Releases: plantinformatics/brioche
Releases · plantinformatics/brioche
Brioche v2.0.0
Brioche v2.0.0
Release Notes
New features
- Users can now include supplementary information files (priors files) to assist with Brioche determining the optimal mapping location for individual markers.
- Users can now run Brioche iteratively to extract insilico genotypes from one or more reference genomes for a given marker dataset.
- Brioche can now anchor three types of sequencing data against a reference genome. Genotype matrix data, VCF files, DArT sequencing reports.
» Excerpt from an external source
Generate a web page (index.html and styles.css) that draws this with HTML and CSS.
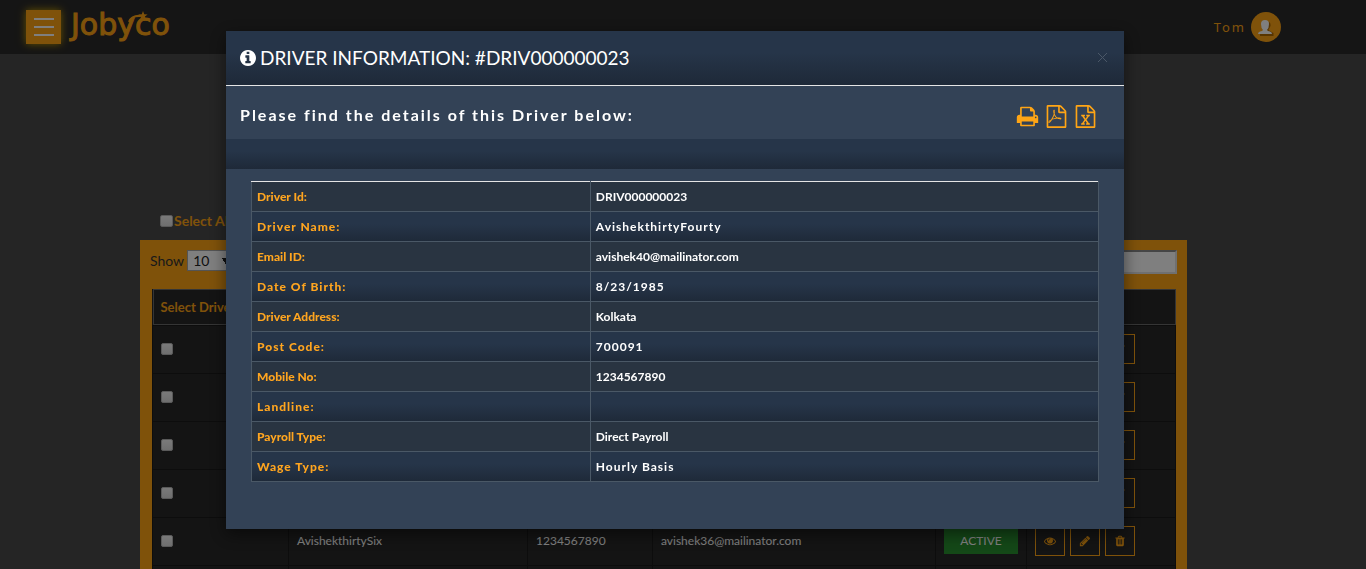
FILE: index.html
```html
<!DOCTYPE html>
<html lang="en">
<head>
<meta charset="utf-8">
<title>Jobyco - Drivers</title>
<link rel="stylesheet" href="styles.css">
</head>
<body>
<svg class="sprite" aria-hidden="true">
  <symbol id="eye" viewBox="0 0 1792 1792"><path d="M1664 960q-152-236-381-353 61 104 61 225 0 185-131.5 316.5t-316.5 131.5-316.5-131.5-131.5-316.5q0-121 61-225-229 117-381 353 133 205 333.5 326.5t434.5 121.5 434.5-121.5 333.5-326.5zm-720-384q0-20-14-34t-34-14q-125 0-214.5 89.5t-89.5 214.5q0 20 14 34t34 14 34-14 14-34q0-86 61-147t147-61q20 0 34-14t14-34zm848 384q0 34-20 69-140 230-376.5 368.5t-499.5 138.5-499.5-139-376.5-368q-20-35-20-69t20-69q140-229 376.5-368t499.5-139 499.5 139 376.5 368q20 35 20 69z"/></symbol>
  <symbol id="pencil" viewBox="0 0 1792 1792"><path d="M491 1536l91-91-235-235-91 91v107h128v128h107zm523-928q0-22-22-22-10 0-17 7l-542 542q-7 7-7 17 0 22 22 22 10 0 17-7l542-542q7-7 7-17zm-54-192l416 416-832 832h-416v-416zm683 96q0 53-37 90l-166 166-416-416 166-165q36-38 90-38 53 0 91 38l235 234q37 39 37 91z"/></symbol>
  <symbol id="trash" viewBox="0 0 1792 1792"><path d="M704 1376v-704q0-14-9-23t-23-9h-64q-14 0-23 9t-9 23v704q0 14 9 23t23 9h64q14 0 23-9t9-23zm256 0v-704q0-14-9-23t-23-9h-64q-14 0-23 9t-9 23v704q0 14 9 23t23 9h64q14 0 23-9t9-23zm256 0v-704q0-14-9-23t-23-9h-64q-14 0-23 9t-9 23v704q0 14 9 23t23 9h64q14 0 23-9t9-23zm-544-992h448l-48-117q-7-9-17-11h-317q-10 2-17 11zm928 32v64q0 14-9 23t-23 9h-96v948q0 83-47 143.5t-113 60.5h-832q-66 0-113-58.5t-47-141.5v-952h-96q-14 0-23-9t-9-23v-64q0-14 9-23t23-9h309l70-167q15-37 54-63t79-26h320q40 0 79 26t54 63l70 167h309q14 0 23 9t9 23z"/></symbol>
  <symbol id="file" viewBox="0 0 1792 1792"><path d="M1596 380q28 28 48 76t20 88v1152q0 40-28 68t-68 28h-1344q-40 0-68-28t-28-68v-1600q0-40 28-68t68-28h896q40 0 88 20t76 48zm-444-244v376h376q-10-29-22-41l-313-313q-12-12-41-22zm384 1528v-1024h-416q-40 0-68-28t-28-68v-416h-768v1536h1280z"/></symbol>
</svg>

<header class="topbar">
  <div class="brand">
    <button class="menu-button" aria-label="Menu"><span></span><span></span><span></span></button>
    <svg class="logo" viewBox="0 0 102 36" role="img" aria-label="Jobyco">
      <text class="logo-text" x="4" y="26">Jobyco</text>
      <path class="logo-swoosh" d="M62 13Q65 6 74 7"/>
      <path class="logo-star" d="M76 2l1.200 3.200 3.400.2-2.700 2.100.9 3.300-2.800-1.900-2.800 1.900.9-3.300-2.700-2.100 3.400-.2z"/>
    </svg>
  </div>
  <div class="user">
    <span>Tom</span>
    <svg class="avatar" viewBox="0 0 30 30" aria-hidden="true">
      <circle cx="15" cy="15" r="15" fill="#ffa515"/>
      <path d="M9 24v-2l5-2 4-10q2 1 1.500 4l-2 4 5 3v3z" fill="#b06b00"/>
      <path d="M10 12q0-4 4-4t4 4q0 4-2 6 .5 1 3 1.500 2 .8 2 2.500H7q0-1.700 2-2.500 2.500-.5 3-1.500-2-2-2-6z" fill="#fff"/>
    </svg>
  </div>
</header>

<main class="page">
  <label class="select-all"><input type="checkbox" class="tick"><span>Select All</span></label>
  <section class="panel">
    <div class="panel-tools">
      <label class="length">Show <select><option>10</option></select></label>
      <input class="search" type="search" aria-label="Search">
    </div>
    <table class="drivers">
      <colgroup><col class="c-pick"><col class="c-name"><col class="c-phone"><col class="c-mail"><col class="c-status"><col class="c-action"></colgroup>
      <thead><tr><th>Select Drivers</th><th></th><th></th><th></th><th></th><th></th></tr></thead>
      <tbody>
        <tr><td><input type="checkbox" class="tick" aria-label="Select driver"></td><td></td><td></td><td></td><td></td><td><div class="actions"><button aria-label="View"><svg><use href="#eye"/></svg></button><button aria-label="Edit"><svg><use href="#pencil"/></svg></button><button aria-label="Delete"><svg><use href="#trash"/></svg></button></div></td></tr>
        <tr><td><input type="checkbox" class="tick" aria-label="Select driver"></td><td></td><td></td><td></td><td></td><td><div class="actions"><button aria-label="View"><svg><use href="#eye"/></svg></button><button aria-label="Edit"><svg><use href="#pencil"/></svg></button><button aria-label="Delete"><svg><use href="#trash"/></svg></button></div></td></tr>
        <tr><td><input type="checkbox" class="tick" aria-label="Select driver"></td><td></td><td></td><td></td><td></td><td><div class="actions"><button aria-label="View"><svg><use href="#eye"/></svg></button><button aria-label="Edit"><svg><use href="#pencil"/></svg></button><button aria-label="Delete"><svg><use href="#trash"/></svg></button></div></td></tr>
        <tr><td><input type="checkbox" class="tick" aria-label="Select driver"></td><td></td><td></td><td></td><td></td><td><div class="actions"><button aria-label="View"><svg><use href="#eye"/></svg></button><button aria-label="Edit"><svg><use href="#pencil"/></svg></button><button aria-label="Delete"><svg><use href="#trash"/></svg></button></div></td></tr>
        <tr><td><input type="checkbox" class="tick" aria-label="Select driver"></td><td>AvishekthirtySix</td><td>1234567890</td><td>avishek36@mailinator.com</td><td><span class="status">ACTIVE</span></td><td><div class="actions"><button aria-label="View"><svg><use href="#eye"/></svg></button><button aria-label="Edit"><svg><use href="#pencil"/></svg></button><button aria-label="Delete"><svg><use href="#trash"/></svg></button></div></td></tr>
        <tr><td></td><td></td><td></td><td></td><td></td><td></td></tr>
      </tbody>
    </table>
  </section>
</main>

<div class="backdrop">
  <div class="dialog" role="dialog" aria-modal="true" aria-labelledby="dialog-title">
    <div class="dialog-head">
      <h1 id="dialog-title">
        <svg class="info" viewBox="128 128 1536 1536" aria-hidden="true"><path d="M1152 1376v-160q0-14-9-23t-23-9h-96v-512q0-14-9-23t-23-9h-320q-14 0-23 9t-9 23v160q0 14 9 23t23 9h96v320h-96q-14 0-23 9t-9 23v160q0 14 9 23t23 9h448q14 0 23-9t9-23zm-128-896v-160q0-14-9-23t-23-9h-192q-14 0-23 9t-9 23v160q0 14 9 23t23 9h192q14 0 23-9t9-23zm640 416q0 209-103 385.5t-279.5 279.5-385.5 103-385.5-103-279.5-279.5-103-385.5 103-385.5 279.5-279.5 385.5-103 385.5 103 279.5 279.5 103 385.5z"/></svg>
        DRIVER INFORMATION: #DRIV000000023
      </h1>
      <button class="close" aria-label="Close"><svg viewBox="0 0 11 11"><path d="M1 1l9 9M10 1l-9 9"/></svg></button>
    </div>
    <div class="dialog-sub">
      <h2>Please find the details of this Driver below:</h2>
      <div class="exports">
        <button aria-label="Print"><svg viewBox="0 0 1792 1792"><path d="M448 1536h896v-256h-896v256zm0-640h896v-384h-160q-40 0-68-28t-28-68v-160h-640v640zm1152 64q0-26-19-45t-45-19-45 19-19 45 19 45 45 19 45-19 19-45zm128 0v416q0 13-9.500 22.500t-22.500 9.500h-224v160q0 40-28 68t-68 28h-960q-40 0-68-28t-28-68v-160h-224q-13 0-22.500-9.500t-9.500-22.500v-416q0-79 56.500-135.500t135.500-56.500h64v-544q0-40 28-68t68-28h672q40 0 88 20t76 48l152 152q28 28 48 76t20 88v256h64q79 0 135.500 56.500t56.500 135.500z"/></svg></button>
        <button aria-label="Export PDF"><svg viewBox="0 0 1792 1792"><use href="#file"/><path d="M894 927q33 26 84 56 59-7 117-7 147 0 177 49 16 22 2 52 0 1-1 2l-2 2v1q-6 38-71 38-48 0-115-20t-130-53q-221 24-392 83-153 262-242 262-15 0-28-7l-24-12q-1-1-6-5-10-10-6-36 9-40 56-91.500t132-96.500q14-9 23 6 2 2 2 4 52-85 107-197 68-136 104-262-24-82-30.500-159.500t6.500-127.500q11-40 42-40h22q23 0 35 15 18 21 9 68-2 6-4 8 1 3 1 8v30q-2 123-14 192 55 164 146 238zm-576 411q52-24 137-158-51 40-87.500 84t-49.500 74zm398-920q-15 42-2 132 1-7 7-44 0-3 7-43 1-4 4-8-1-1-1-2t-1-2-1-3q-1-22-13-36 0 1-1 2v2zm-124 661q135-54 284-81-2-1-13-9.500t-16-13.500q-76-67-127-176-27 86-83 197-30 56-45 83zm646-16q-24-24-140-24 76 28 124 28 14 0 18-1 0-1-2-3z"/></svg></button>
        <button aria-label="Export Excel"><svg viewBox="0 0 1792 1792"><use href="#file"/><path d="M557 1430v106h281v-106h-75l103-161q5-7 10-16.500t7.500-13.500 3.500-4h2q1 4 5 10 2 4 4.500 7.500t6 8 6.500 8.500l107 161h-76v106h291v-106h-68l-192-273 195-282h67v-107h-279v107h74l-103 159q-4 7-10 16.500t-9 13.500l-2 3h-2q-1-4-5-10-6-11-17-23l-106-159h76v-107h-290v107h68l189 272-194 283h-68z"/></svg></button>
      </div>
    </div>
    <div class="band"></div>
    <table class="details">
      <tbody>
        <tr><th scope="row">Driver Id:</th><td>DRIV000000023</td></tr>
        <tr><th scope="row">Driver Name:</th><td>AvishekthirtyFourty</td></tr>
        <tr><th scope="row">Email ID:</th><td>avishek40@mailinator.com</td></tr>
        <tr><th scope="row">Date Of Birth:</th><td>8/23/1985</td></tr>
        <tr><th scope="row">Driver Address:</th><td>Kolkata</td></tr>
        <tr><th scope="row">Post Code:</th><td>700091</td></tr>
        <tr><th scope="row">Mobile No:</th><td>1234567890</td></tr>
        <tr><th scope="row">Landline:</th><td></td></tr>
        <tr><th scope="row">Payroll Type:</th><td>Direct Payroll</td></tr>
        <tr><th scope="row">Wage Type:</th><td>Hourly Basis</td></tr>
      </tbody>
    </table>
  </div>
</div>
</body>
</html>
```
FILE: styles.css
```css
* { box-sizing: border-box; }
body {
  display: flex;
  flex-direction: column;
  height: 100vh;
  margin: 0;
  background: #4a4a4a;
  color: #fff;
  font: 12px/20px Lato, sans-serif;
}
button { padding: 0; background: none; border: 0; color: inherit; font: inherit; cursor: pointer; }
svg { display: block; fill: currentColor; }
.sprite { display: none; }

.topbar {
  display: flex;
  flex: none;
  justify-content: space-between;
  align-items: center;
  height: 54px;
  padding: 0 85px 0 26px;
  background: #2a2a2a;
}
.brand { display: flex; align-items: center; gap: 6px; }
.menu-button {
  display: flex;
  flex-direction: column;
  justify-content: center;
  align-items: center;
  gap: 6px;
  width: 35px;
  height: 34px;
  background: #ffa515;
  box-shadow: 0 0 8px #c8a000;
}
.menu-button span { width: 20px; height: 2px; background: #fff; }
.logo { width: 102px; height: 36px; color: #ffa515; overflow: visible; }
.logo-text { font: 30px "DejaVu Sans", sans-serif; stroke: currentColor; stroke-width: 1; }
.logo-swoosh { fill: none; stroke: currentColor; stroke-width: 2; }
.user {
  display: flex;
  align-items: center;
  gap: 5px;
  color: #ffa515;
  font: 13px/20px "Noto Sans", sans-serif;
  letter-spacing: 2px;
}
.avatar { width: 30px; height: 30px; }

.page { flex: 1; min-height: 0; overflow: hidden; padding: 157px 179px 0 140px; }
.select-all {
  display: flex;
  align-items: center;
  gap: 1px;
  padding-left: 20px;
  color: #ffa515;
  font-size: 14px;
  font-weight: 700;
}
.tick {
  appearance: none;
  display: block;
  width: 12px;
  height: 12px;
  margin: 0;
  border: 1px solid #b4b4b4;
  border-radius: 2px;
  background: linear-gradient(#f4f4f4, #dedede);
}
.select-all .tick { width: 13px; }
.panel { margin-top: 9px; padding: 10px 11px 0 12px; background: #ffa515; }
.panel-tools {
  display: flex;
  justify-content: space-between;
  height: 39px;
  margin: 0 -1px 0 -2px;
  color: #333;
  font-size: 14px;
}
.length { display: flex; gap: 3px; height: 22px; line-height: 22px; }
.length select {
  appearance: none;
  width: 50px;
  height: 21px;
  padding: 0 5px;
  border: 1px solid #a9a9a9;
  border-radius: 0;
  background:
    linear-gradient(60deg, transparent 50%, #222 50%) 34px 7px / 4px 7px no-repeat,
    linear-gradient(-60deg, transparent 50%, #222 50%) 38px 7px / 4px 7px no-repeat,
    #fff;
  color: #222;
  font: 14px/18px Lato, sans-serif;
}
.search { width: 170px; height: 24px; border: 2px inset #e0e0e0; background: #fff; }

.drivers { width: 100%; table-layout: fixed; border-collapse: collapse; background: #282828; }
.c-pick { width: 136px; }
.c-name { width: 239px; }
.c-phone { width: 125px; }
.c-mail { width: 283px; }
.c-status { width: 91px; }
.drivers thead { outline: 1px solid #6a6a6a; outline-offset: -1px; }
.drivers th { height: 36px; padding: 0 8px; color: #ffa515; font-size: 13px; font-weight: 700; text-align: left; white-space: nowrap; }
.drivers td { height: 48px; padding: 0 8px; border: 1px solid #1a1a1a; }
.actions { display: flex; gap: 5px; }
.actions button { display: grid; place-items: center; width: 30px; height: 30px; border: 1px solid #ffa515; color: #ffa515; }
.actions svg { width: 12px; height: 12px; }
.status { display: block; width: 74px; background: #28902f; line-height: 26px; text-align: center; }

.backdrop {
  position: fixed;
  inset: 0;
  padding: 31px 242px 0 226px;
  background: rgba(0, 0, 0, .5);
}
.dialog { padding-bottom: 47px; background: #334256; box-shadow: 0 5px 15px rgba(0, 0, 0, .5); }
.dialog-head {
  display: flex;
  justify-content: space-between;
  align-items: center;
  height: 55px;
  padding: 0 16px 1px 14px;
  border-bottom: 1px solid #e5e5e5;
  background: linear-gradient(#263549 40%, #1e2938);
}
h1 { display: flex; align-items: center; gap: 4px; margin: 0; font-size: 19px; font-weight: 400; }
.info { width: 16px; height: 16px; }
.close { color: #4b5868; }
.close svg { width: 11px; height: 11px; stroke: currentColor; }
.dialog-sub {
  display: flex;
  justify-content: space-between;
  align-items: center;
  height: 53px;
  padding: 4px 27px 0 14px;
}
h2 { margin: 0; font-size: 16px; font-weight: 700; letter-spacing: 2px; }
.exports { display: flex; gap: 6px; padding-top: 3px; color: #ffa515; }
.exports svg { width: 23px; height: 23px; }
.band { height: 30px; background: linear-gradient(#263549 40%, #1e2938); }
.details {
  width: calc(100% - 50px);
  margin: 12px 25px 0;
  table-layout: fixed;
  border-collapse: collapse;
}
.details th, .details td {
  height: 30px;
  padding: 0 5px;
  border: 1px solid #4a5866;
  font-weight: 700;
  text-align: left;
}
.details th { width: 40%; color: #ffa51f; font-weight: 900; }
.details tr { background: #293441; }
.details tr:nth-child(even) { background: linear-gradient(#263549 40%, #1e2938); letter-spacing: 1px; }
.details tr:first-child > * { border-top-color: #e5e5e5; }
```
Brioche will take any of these three and output the results as a standardised VCF file mapped against the user chosen reference genome.
- Brioche can now track tri+ allelic states when anchoring against genomes.
- Brioche can now track the presence of NULL alleles in both sequenced samples during anchoring and in reference genomes markers are mapped against.
- Brioche can now track unmapped markers in VCF files to preserve genotype data between reference anchoring.
- Brioche can now track the presence and number of local duplications of marker squences within a user given upstream/downstream variable range.
- Brioche now comes multiple bash scripts to assist with the specific usecases e.g., identifying optimal mapping conditions, mapping 1,000,000+ markers, anchoring any dataset using pre-made brioche mapping files.
- Brioche now has a detailed user guide describing how to set up and run the program as well as highlighting specific usecases for the program.
- Brioche now has specifically demarcated results files for each individual filtering step run allowing for transparency of when/where/how individual markers were mapped/not mapped
- Brioche now produces a summary html report with each run.
- Brioche now tracks all metadata around settings used and brioche version, and populations results files (including VCFs) with this information.
- Brioche now contains scripts to help generate a Brioche input file from a VCF file or a DArT sequencing report (1 row per marker).
Improvements
- Brioche now splits data into user specified sized chunks for blastn and executes each chunk as a separate process reducing time and memory required to run Brioche.
- Input files are now sanitised for non unix formats and for excess newline spacing at the end of files
- Example files are now provided for every input file type to assist the user.